2.ª) Maria tem duas atitudes contrastantes: uma de crítica, outra de afeto para com sua mãe. A alteração deve-se à observação do aspeto doloroso da sua mãe.

b. D. Madalena:
. sofre (chora) com as palavras de Maria;
. evidencia uma grande tensão psicológica, agravada pela menção inconsciente de Maria a aspetos que a aterrorizam;
. manifesta grande preocupação perante a precocidade da filha.

c. Telmo Pais:
. tem uma presença silenciosa, mas identifica-se com os ideais de Maria;
. contribui para o clima de opressão;
. aparenta resignação e convencimento;
. manifesta preocupação com a debilidade de Maria.


Características da tragédia

Agón de D. Madalena:
- com Maria: para esta, há um enigma que nem a mãe, nem o pai, nem mesmo Telmo se prontificam a decifrar; são segredos e mistérios intuitivamente pressentidos que não consegue desvendar:
. a razão por que nem a mãe nem o pai, apesar do seu patriotismo (“… que ele não é por D. Filipe, não é, não?”) acreditavam no regresso de D. Sebastião;
. a razão por que, quando em tal se falava, o pai mudava de semblante, e a mãe se afligia e até chorava;
- com D. João de Portugal, nas reações de aflição, sublinhadas pelas lágrimas, sempre que Maria se refere à crença popular da sobrevivência e possível regresso de D. Sebastião – cena III.

Agón de Maria:
- com D. Madalena:
. a propósito da sobrevivência e do regresso de D. Sebastião (cena III) – D. Madalena não acredita, nem lhe convém acreditar nem uma coisa nem outra. Maria acredita firmemente;
. desconfia que a mãe oculta alguma coisa muito importante; por isso, está sempre atenta, a observar os sobressaltos, a ansiedade da mãe a seu respeito; por isso, lê nas palavras, nas ações e nos gestos da mãe (e do pai), à procura de indícios, de respostas para a sua curiosidade (cena IV);
. não pode cumprir as esperanças nela depositadas (cena IV);
. por isso, desejaria ter um irmão (cena IV);
- com Manuel de Sousa:
. duvida do patriotismo do pai (cena III), por causa das atitudes que ele toma, ao ouvir falar de D. Sebastião: “Ó minha mãe, pois ele não é por D. Filipe, não é, não?”;
. a hipótese não tem fundamento.
NOTA:
Este conflito de Maria com os pais, pois ambos não aceitam ouvir falar do regresso de D. Sebastião, tem razões óbvias: se o monarca não morreu, também não terá morrido D. João de Portugal; o segundo casamento de D. Madalena seria nulo.
- com D. João de Portugal (antes da mudança de palácio – cena IV):
. pressente intuitivamente que alguém, fazendo sofrer a mãe, também não a deixa ser feliz;
. por isso, procura uma resposta, com os meios ao seu dispor: “… leio… nas estrelas do céu também, e sei cousas…”; “… não quero sonhar, que me faz ver coisas… lindas às vezes, mas tão extraordinárias e confusas”.
NOTA:
É da essência do drama provocar situações e sentimentos incompatíveis no interior das personagens:
. Maria não consegue explicar a perturbação dos pais;
. D. Madalena não pode revelar a causa das suas preocupações, o que se passa no foro da sua consciência.

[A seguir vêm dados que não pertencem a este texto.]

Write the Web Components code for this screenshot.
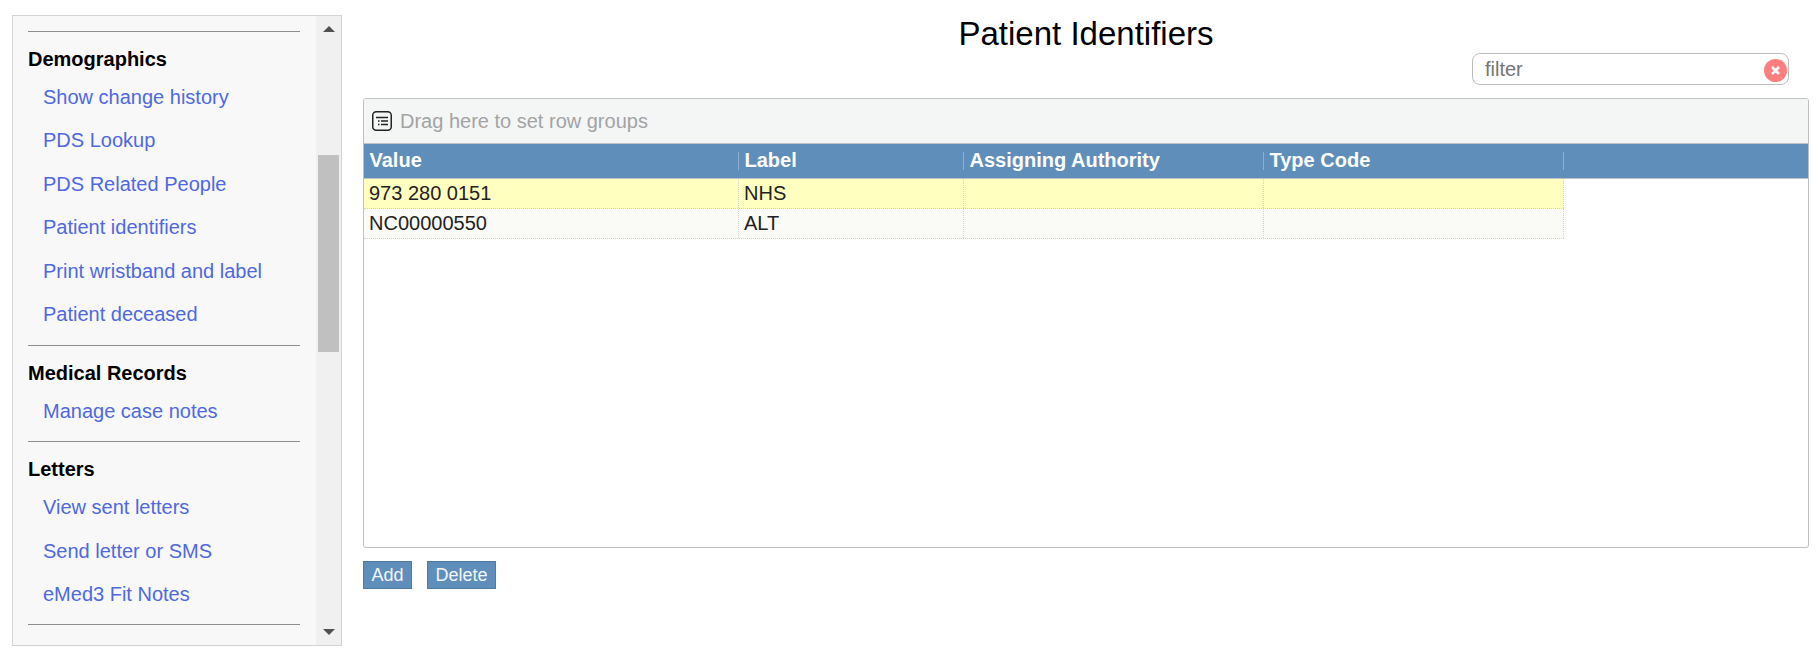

▪ D. Madalena parece caída nas garras de um destino inexorável: a última fala de Maria da cena IV lança nela a dúvida se teria valido a pena ter casado uma segunda vez.

▪ A constatação de algo misterioso que paira sobre a ação e as personagens.

Presságios:
. as flores murchas e os sonhos deixam antever a tragédia com que encerra a obra: a morte progressiva de Maria (ela colheu papoilas para pôr debaixo do travesseiro, por estas estarem associadas ao sono e ao sonho, acreditando que, assim, terá uma noite descansada; no entanto, as flores, que representam, entre outras coisas, a beleza efémera, murcharam rapidamente, indiciando a proximidade da morte;
. a contemplação do retrato do pai remete para a intuição do malogro do casamento dos pais.


Características românticas

▪ O sebastianismo de Telmo e Maria.

▪ O nacionalismo e patriotismo de Maria, visível na resistência aos governadores castelhanos.

▪ Linguagem: exclamações, interrogações, reticências, frases curtas, adequação ao íntimo e ao estado de espírito das personagens, etc.

▪ Caracterização de Maria:
. o modelo da mulher-anjo;
. os ideais de liberdade;
. exaltação de valores de feição popular;
. atração pelo mistério;
. intuição;
. tuberculose, a doença dos românticos.

▪ Crenças: agouros, superstições, sonhos, visões de Madalena, Telmo e Maria (cenas II e IV).